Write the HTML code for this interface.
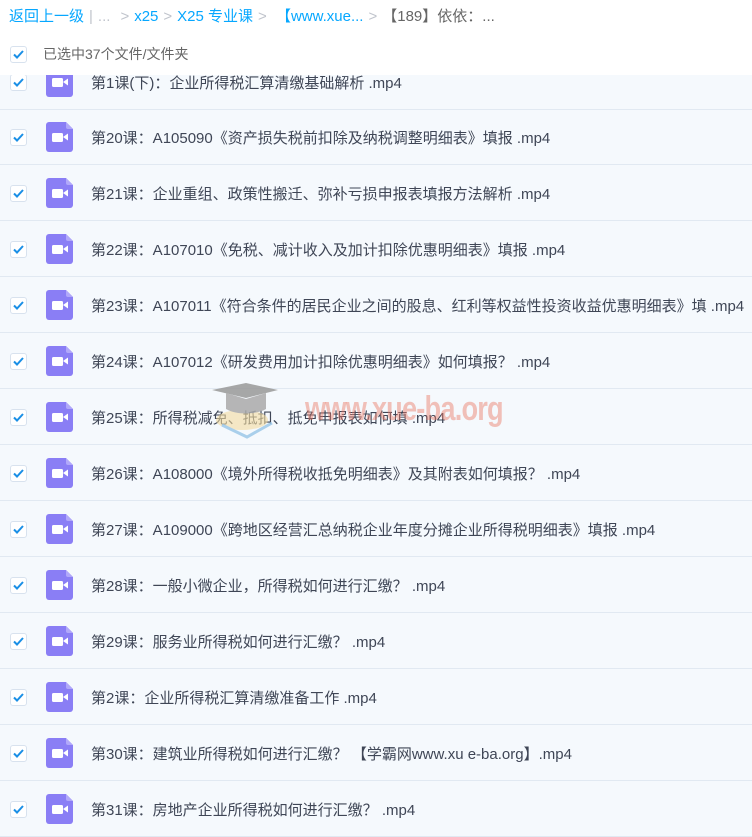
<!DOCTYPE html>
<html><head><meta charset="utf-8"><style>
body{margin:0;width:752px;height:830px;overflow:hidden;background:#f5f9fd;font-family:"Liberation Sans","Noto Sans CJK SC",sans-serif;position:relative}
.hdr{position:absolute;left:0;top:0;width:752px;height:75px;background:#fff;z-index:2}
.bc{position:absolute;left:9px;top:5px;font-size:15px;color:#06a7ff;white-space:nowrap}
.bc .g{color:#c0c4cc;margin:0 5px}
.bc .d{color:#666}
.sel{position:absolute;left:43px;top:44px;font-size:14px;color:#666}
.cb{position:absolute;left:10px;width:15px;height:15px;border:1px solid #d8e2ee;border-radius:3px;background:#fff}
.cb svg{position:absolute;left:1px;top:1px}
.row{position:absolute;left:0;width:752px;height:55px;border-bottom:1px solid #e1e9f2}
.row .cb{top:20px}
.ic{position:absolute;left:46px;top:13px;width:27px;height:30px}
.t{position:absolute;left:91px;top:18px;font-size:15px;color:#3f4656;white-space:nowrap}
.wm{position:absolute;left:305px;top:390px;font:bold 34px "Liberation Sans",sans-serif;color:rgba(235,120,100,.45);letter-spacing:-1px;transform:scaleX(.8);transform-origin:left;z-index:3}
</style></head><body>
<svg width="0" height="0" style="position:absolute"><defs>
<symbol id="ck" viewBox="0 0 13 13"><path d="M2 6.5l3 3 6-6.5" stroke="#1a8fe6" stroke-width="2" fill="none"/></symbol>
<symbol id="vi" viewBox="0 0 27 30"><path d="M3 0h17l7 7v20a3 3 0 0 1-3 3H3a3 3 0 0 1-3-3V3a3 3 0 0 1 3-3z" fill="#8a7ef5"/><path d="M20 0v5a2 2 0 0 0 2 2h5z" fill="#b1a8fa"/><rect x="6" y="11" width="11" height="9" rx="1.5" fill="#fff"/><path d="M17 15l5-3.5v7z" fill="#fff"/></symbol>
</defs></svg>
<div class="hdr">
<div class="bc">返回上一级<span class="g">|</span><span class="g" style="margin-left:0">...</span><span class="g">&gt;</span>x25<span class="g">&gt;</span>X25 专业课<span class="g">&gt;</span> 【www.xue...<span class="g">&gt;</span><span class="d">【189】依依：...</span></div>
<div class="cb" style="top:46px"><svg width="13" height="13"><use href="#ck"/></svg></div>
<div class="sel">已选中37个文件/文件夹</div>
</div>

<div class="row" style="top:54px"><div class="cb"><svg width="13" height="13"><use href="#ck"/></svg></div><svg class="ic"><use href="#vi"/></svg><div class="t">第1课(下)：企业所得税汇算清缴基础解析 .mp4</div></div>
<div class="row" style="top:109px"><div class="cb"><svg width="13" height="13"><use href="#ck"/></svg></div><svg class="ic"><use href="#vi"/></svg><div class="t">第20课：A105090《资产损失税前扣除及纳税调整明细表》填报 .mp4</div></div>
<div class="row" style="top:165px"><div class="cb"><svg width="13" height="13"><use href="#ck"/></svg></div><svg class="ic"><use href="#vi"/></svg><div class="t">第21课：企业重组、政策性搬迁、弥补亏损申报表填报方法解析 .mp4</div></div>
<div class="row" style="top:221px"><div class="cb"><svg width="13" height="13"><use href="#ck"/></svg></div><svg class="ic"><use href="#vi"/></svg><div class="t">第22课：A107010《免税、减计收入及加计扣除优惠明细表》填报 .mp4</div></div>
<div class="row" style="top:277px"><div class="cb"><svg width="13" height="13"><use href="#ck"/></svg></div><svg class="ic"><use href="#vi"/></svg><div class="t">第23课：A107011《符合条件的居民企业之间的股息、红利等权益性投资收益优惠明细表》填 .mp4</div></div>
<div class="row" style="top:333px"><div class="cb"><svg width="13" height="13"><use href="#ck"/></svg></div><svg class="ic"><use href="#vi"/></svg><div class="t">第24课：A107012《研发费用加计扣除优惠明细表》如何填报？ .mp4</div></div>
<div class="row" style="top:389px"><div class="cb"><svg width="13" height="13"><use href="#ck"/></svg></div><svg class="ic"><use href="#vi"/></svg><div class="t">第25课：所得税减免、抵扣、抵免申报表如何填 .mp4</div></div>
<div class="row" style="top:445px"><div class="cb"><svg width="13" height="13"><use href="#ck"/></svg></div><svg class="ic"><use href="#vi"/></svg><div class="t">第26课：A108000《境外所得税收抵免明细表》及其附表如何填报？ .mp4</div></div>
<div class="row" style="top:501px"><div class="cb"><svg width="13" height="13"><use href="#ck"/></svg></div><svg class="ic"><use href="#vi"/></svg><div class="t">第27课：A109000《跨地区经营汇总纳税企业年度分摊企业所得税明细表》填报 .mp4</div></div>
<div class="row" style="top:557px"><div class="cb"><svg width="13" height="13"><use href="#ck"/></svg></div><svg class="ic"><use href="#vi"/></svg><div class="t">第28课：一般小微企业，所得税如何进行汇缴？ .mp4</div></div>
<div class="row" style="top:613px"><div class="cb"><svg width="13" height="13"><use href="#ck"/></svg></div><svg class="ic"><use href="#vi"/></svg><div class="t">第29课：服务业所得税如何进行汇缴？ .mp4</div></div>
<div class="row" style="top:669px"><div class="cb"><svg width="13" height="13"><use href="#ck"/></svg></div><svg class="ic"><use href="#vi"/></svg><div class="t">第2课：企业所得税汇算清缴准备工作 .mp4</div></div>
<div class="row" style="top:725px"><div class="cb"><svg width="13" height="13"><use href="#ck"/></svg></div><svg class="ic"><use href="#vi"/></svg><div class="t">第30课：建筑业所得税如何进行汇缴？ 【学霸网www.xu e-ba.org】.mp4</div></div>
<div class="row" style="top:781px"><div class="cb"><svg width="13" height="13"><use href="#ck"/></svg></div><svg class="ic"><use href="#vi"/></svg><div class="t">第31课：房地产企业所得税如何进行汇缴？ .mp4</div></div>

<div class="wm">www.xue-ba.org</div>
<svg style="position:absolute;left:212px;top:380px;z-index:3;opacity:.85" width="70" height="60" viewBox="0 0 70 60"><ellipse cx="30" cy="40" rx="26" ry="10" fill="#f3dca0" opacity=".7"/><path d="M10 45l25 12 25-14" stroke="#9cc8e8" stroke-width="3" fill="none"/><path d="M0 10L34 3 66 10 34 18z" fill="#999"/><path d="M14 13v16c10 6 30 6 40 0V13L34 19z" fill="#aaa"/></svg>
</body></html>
================================
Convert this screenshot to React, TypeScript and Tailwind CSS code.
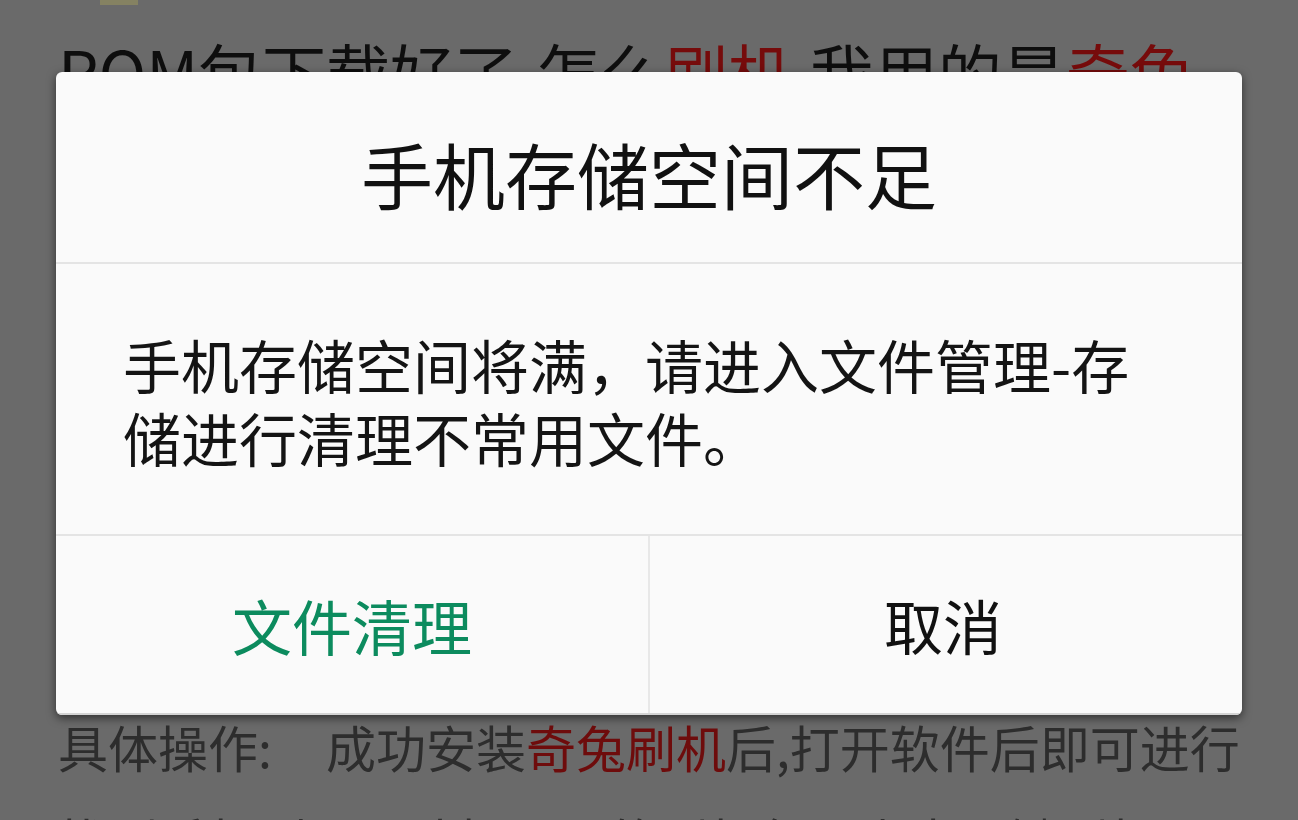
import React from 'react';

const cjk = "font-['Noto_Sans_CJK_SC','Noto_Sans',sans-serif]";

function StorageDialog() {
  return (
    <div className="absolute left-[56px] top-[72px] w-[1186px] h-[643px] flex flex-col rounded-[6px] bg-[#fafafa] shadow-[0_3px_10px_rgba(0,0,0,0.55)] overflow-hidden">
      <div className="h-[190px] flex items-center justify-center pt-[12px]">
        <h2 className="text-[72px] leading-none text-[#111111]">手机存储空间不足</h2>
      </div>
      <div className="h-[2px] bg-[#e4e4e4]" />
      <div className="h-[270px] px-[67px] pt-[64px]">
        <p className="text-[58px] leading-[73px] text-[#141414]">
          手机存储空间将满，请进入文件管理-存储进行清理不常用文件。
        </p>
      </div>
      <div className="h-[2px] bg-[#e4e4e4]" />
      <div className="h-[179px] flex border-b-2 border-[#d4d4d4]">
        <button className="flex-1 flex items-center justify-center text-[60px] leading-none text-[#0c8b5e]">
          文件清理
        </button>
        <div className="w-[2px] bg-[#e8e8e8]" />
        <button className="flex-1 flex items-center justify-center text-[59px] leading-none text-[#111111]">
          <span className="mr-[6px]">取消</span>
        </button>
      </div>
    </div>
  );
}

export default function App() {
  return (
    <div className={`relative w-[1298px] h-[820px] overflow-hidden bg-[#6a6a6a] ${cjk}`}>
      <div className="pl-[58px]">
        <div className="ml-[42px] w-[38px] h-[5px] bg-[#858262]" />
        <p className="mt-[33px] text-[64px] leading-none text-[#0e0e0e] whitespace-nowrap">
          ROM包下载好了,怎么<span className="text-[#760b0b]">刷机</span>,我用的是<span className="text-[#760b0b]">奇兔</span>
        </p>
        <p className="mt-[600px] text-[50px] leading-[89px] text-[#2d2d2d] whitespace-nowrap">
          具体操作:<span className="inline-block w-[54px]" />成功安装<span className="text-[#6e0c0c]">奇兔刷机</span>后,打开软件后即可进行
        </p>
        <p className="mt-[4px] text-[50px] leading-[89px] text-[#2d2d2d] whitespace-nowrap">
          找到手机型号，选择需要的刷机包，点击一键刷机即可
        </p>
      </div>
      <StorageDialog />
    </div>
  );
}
================================
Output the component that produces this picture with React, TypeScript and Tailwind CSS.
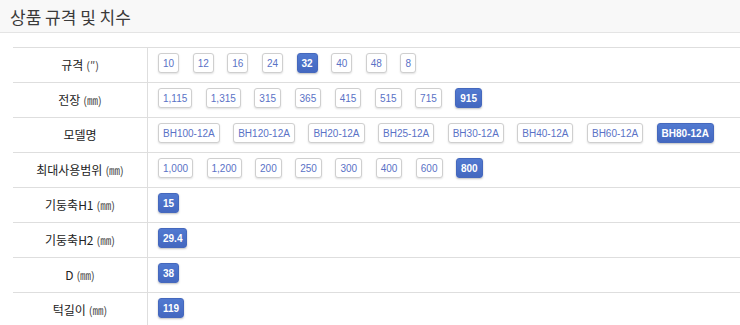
================================
* What you will do
Search the preceding listing for the word "TypeScript" and pull out every line that holds it.

* Written solution
Convert this screenshot to React, TypeScript and Tailwind CSS code.
Output the component that produces this picture with React, TypeScript and Tailwind CSS.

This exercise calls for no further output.